Among the works slated for auction are Pablo Picasso’s 1919 Guitare sur une table, whose estimated value is between $20 million and $30 million; Auguste Renoir’s 1905 Les fraises, expected to fetch between $3 million and $4 million; and Francis Bacon’s 1963 triptych Three Studies for Portrait of Henrietta Moraes, valued at roughly $35 million. According to Sotheby’s, the Bacon work has not been to market since Paley purchased it from New York’s Marlborough Gallery the year it was made. Other paintings going on the block include those by Pierre Bonnard, Andre Derain, Joan Miró, and Pierre-August Renoir. The works will be sold at auctions taking place in London and New York in October and November.
Because the works were under MoMA’s stewardship, rather than officially part of its collection, the auction is not considered an example of deaccessioning, a controversial practice that has been increasingly weighed by museums in recent years as they seek to diversify their holdings.

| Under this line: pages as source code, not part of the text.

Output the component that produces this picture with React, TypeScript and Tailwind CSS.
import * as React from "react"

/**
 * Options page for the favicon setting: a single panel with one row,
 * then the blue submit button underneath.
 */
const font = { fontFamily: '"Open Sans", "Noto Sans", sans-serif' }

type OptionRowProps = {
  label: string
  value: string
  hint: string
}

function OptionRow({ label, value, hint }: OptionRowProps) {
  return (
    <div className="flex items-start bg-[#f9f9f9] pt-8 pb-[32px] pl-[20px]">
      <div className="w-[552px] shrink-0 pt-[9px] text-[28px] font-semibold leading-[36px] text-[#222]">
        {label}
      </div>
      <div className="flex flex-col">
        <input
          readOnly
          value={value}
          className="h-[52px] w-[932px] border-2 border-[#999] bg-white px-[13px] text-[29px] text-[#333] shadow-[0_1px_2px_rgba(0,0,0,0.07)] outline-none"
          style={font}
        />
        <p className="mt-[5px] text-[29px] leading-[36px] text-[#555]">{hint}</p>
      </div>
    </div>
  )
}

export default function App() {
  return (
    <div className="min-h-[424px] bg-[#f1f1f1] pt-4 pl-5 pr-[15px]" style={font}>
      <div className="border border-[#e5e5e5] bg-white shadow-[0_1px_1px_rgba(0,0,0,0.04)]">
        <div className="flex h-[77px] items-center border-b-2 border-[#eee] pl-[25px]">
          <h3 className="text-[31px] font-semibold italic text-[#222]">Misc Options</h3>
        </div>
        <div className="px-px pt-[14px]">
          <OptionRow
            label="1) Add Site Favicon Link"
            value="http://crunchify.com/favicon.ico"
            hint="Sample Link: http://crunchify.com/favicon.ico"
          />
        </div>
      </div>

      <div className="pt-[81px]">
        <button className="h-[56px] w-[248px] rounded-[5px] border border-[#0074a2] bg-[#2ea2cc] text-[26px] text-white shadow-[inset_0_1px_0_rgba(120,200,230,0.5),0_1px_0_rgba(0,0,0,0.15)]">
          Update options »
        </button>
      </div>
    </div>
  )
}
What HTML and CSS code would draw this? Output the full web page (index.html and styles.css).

Paley, a longtime and avid collector of contemporary art, joined MoMA’s board in 1937, eight years after the musuem’s founding, and became its president in 1962, subsequently becoming chairman. He departed the role in 1985 and bequeathed the loan of the works through his foundation. The collection since his death has been the subject of two traveling exhibitions, one taking place in 1992 and the other running from 2012 to 2014.